What is being asked
Select all lines with the string "Emit" in them, and copy those lines.

-- begin Exercise materials --

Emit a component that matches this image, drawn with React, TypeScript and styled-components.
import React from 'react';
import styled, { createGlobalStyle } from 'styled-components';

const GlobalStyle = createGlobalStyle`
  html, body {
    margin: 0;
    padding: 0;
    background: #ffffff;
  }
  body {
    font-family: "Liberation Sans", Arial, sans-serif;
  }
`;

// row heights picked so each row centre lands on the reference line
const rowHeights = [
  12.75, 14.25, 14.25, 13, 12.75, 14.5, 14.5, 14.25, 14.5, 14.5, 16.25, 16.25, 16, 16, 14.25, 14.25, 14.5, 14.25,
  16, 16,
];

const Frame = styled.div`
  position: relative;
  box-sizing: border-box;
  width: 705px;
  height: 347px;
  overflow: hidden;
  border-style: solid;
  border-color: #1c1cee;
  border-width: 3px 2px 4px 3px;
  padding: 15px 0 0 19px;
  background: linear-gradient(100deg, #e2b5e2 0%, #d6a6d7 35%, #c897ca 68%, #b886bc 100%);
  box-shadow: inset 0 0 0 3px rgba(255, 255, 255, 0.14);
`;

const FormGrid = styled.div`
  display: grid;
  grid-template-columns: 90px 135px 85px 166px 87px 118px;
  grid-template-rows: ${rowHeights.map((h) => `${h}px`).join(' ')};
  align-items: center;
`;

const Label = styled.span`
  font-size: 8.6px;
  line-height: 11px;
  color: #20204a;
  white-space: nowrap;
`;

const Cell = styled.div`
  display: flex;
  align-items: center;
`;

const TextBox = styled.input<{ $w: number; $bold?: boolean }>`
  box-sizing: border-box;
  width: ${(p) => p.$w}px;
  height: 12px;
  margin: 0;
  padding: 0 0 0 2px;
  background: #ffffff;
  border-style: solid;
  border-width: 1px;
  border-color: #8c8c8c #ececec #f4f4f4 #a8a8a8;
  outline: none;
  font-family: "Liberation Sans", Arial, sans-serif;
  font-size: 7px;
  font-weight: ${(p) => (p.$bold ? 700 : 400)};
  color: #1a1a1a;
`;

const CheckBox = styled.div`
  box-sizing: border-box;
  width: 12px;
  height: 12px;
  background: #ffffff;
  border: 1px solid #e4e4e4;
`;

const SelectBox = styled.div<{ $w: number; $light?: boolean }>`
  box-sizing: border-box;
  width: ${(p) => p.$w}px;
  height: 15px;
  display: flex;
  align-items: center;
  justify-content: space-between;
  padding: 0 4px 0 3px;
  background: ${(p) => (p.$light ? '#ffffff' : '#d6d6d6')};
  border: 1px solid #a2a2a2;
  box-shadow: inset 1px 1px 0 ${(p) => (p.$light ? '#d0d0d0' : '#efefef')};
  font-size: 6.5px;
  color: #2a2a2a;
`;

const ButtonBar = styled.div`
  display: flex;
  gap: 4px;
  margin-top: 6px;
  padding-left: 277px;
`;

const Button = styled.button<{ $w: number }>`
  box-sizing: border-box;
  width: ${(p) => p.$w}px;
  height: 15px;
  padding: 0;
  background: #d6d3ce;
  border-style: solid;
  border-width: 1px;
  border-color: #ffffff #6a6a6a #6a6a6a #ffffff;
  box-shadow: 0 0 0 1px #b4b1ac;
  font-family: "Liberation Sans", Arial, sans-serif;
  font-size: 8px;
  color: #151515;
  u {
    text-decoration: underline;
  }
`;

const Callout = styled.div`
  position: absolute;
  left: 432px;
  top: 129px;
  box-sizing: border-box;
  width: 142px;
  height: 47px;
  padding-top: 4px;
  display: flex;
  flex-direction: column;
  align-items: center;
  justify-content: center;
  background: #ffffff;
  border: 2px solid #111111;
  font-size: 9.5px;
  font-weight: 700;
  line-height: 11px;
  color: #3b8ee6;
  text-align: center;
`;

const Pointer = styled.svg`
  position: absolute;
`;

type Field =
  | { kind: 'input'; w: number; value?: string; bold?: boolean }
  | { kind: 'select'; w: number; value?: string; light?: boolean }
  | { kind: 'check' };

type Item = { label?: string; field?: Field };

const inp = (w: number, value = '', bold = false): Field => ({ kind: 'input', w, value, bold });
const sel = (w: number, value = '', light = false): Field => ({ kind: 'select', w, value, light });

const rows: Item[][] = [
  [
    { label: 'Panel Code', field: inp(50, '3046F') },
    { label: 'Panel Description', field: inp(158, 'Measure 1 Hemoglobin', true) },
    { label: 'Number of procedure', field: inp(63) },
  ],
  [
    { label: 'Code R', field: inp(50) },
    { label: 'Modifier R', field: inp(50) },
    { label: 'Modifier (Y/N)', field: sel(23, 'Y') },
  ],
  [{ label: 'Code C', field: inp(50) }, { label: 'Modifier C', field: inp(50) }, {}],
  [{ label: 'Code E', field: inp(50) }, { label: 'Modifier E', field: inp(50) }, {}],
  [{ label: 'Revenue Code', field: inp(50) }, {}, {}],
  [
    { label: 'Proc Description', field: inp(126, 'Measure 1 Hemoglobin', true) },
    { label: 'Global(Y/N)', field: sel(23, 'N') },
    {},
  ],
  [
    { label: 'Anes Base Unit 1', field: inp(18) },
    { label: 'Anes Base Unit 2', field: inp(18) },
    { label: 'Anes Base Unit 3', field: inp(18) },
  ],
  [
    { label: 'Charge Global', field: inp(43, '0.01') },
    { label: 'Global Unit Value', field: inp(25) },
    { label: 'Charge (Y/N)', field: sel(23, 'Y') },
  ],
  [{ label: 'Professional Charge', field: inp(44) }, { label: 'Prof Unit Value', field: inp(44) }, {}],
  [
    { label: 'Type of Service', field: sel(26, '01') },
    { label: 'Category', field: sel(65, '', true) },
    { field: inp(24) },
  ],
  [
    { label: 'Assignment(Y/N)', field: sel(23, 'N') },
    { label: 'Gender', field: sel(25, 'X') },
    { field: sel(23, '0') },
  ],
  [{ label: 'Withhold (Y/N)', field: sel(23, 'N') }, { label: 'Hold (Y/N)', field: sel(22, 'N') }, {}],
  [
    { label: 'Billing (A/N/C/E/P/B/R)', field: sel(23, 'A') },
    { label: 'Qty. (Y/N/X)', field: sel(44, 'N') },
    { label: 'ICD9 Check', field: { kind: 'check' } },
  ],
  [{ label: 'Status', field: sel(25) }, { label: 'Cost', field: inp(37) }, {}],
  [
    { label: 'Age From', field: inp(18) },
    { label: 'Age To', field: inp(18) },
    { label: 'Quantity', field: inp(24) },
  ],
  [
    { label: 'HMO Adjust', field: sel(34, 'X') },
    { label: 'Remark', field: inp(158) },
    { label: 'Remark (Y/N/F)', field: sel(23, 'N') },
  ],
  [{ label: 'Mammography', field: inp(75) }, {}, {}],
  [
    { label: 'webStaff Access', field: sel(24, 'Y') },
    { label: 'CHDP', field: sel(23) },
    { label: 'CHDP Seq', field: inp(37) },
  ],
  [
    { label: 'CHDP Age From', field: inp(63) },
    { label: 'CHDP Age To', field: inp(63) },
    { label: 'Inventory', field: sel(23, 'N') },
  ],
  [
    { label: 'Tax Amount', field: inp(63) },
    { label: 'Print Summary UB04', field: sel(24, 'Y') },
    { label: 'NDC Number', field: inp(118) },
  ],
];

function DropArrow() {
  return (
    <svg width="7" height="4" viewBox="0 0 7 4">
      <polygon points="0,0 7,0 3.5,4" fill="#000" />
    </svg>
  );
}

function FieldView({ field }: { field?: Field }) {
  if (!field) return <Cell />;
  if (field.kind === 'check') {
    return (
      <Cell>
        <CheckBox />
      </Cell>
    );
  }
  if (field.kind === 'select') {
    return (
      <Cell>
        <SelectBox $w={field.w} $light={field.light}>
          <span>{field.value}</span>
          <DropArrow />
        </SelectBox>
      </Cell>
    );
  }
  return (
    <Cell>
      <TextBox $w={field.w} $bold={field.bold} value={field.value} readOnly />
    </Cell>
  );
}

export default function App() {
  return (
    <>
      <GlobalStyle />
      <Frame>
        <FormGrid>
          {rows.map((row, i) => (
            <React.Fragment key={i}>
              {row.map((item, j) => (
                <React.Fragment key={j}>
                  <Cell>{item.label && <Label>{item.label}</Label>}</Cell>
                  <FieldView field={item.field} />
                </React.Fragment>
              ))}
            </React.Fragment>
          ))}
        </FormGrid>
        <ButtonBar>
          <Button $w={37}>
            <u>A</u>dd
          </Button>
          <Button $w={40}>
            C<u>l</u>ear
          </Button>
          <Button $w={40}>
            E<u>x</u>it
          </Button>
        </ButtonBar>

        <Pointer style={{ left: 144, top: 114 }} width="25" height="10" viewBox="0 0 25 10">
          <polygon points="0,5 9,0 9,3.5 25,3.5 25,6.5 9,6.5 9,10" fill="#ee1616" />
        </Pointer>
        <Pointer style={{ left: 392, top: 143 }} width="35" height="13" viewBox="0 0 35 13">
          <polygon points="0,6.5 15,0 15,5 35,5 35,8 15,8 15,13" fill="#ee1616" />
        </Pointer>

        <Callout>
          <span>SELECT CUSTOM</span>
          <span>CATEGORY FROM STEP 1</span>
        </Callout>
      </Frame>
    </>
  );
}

-- end Exercise materials --
-- begin Exercise materials --

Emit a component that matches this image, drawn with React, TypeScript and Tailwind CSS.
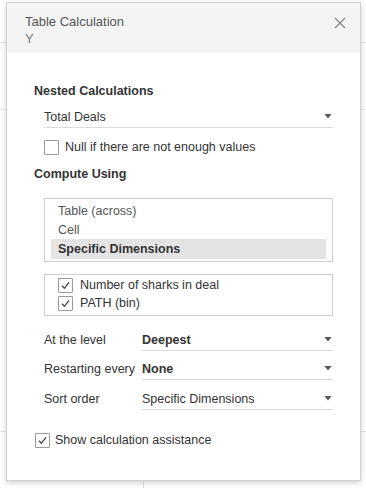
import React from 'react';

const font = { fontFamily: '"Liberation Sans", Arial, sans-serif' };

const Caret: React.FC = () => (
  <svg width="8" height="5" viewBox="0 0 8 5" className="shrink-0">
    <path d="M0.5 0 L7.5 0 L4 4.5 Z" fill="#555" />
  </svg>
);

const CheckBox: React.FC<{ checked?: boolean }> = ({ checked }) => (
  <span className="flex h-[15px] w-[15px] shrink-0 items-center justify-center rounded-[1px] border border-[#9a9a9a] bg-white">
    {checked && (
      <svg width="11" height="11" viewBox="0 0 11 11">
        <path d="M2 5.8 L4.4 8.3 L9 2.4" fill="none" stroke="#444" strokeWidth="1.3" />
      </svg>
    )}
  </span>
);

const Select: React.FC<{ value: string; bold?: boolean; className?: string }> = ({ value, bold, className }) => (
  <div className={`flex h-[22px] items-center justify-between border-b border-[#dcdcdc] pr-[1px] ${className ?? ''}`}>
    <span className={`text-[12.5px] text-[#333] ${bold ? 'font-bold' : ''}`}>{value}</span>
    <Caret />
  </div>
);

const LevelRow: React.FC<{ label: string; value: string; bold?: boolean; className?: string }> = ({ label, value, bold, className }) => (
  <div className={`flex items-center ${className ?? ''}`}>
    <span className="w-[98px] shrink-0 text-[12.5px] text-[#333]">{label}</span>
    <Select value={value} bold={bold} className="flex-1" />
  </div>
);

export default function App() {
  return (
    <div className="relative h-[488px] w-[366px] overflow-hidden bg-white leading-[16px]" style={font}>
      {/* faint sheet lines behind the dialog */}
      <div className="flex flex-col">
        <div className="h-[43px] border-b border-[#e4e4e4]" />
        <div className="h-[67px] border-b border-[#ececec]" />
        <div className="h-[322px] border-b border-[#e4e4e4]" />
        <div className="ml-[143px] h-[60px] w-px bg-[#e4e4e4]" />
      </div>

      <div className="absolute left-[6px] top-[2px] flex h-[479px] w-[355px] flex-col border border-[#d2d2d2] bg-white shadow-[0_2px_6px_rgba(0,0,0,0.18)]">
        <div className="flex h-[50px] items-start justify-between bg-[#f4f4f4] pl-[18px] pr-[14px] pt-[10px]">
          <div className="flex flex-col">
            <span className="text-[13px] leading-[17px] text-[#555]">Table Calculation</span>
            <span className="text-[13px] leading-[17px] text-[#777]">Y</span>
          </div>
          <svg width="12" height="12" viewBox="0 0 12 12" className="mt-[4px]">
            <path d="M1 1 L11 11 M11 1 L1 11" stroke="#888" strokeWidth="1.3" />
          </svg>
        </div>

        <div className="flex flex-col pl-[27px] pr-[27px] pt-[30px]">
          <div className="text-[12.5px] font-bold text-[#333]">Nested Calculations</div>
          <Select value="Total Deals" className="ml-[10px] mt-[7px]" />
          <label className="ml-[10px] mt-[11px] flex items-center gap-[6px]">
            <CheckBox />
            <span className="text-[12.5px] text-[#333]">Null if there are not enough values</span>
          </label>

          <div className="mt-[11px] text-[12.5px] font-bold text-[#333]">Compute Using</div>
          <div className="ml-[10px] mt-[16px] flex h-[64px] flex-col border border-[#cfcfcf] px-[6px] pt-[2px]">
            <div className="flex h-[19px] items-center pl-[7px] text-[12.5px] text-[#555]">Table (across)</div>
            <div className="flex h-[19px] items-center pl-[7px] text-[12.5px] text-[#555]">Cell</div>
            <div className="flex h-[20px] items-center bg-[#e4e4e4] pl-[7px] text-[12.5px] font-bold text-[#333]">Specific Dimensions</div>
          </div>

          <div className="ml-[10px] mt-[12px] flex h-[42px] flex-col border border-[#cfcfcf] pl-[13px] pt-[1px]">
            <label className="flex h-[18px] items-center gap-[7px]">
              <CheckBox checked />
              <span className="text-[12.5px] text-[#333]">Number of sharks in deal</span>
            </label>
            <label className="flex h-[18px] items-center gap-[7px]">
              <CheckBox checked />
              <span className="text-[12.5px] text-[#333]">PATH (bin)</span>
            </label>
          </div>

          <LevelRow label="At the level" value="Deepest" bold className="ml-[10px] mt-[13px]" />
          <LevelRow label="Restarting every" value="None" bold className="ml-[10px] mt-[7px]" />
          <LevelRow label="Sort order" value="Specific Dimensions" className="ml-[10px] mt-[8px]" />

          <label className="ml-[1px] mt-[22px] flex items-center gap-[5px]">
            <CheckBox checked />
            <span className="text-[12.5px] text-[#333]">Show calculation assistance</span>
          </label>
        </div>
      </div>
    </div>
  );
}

-- end Exercise materials --

Exercise result
Emit a component that matches this image, drawn with React, TypeScript and styled-components.
Emit a component that matches this image, drawn with React, TypeScript and Tailwind CSS.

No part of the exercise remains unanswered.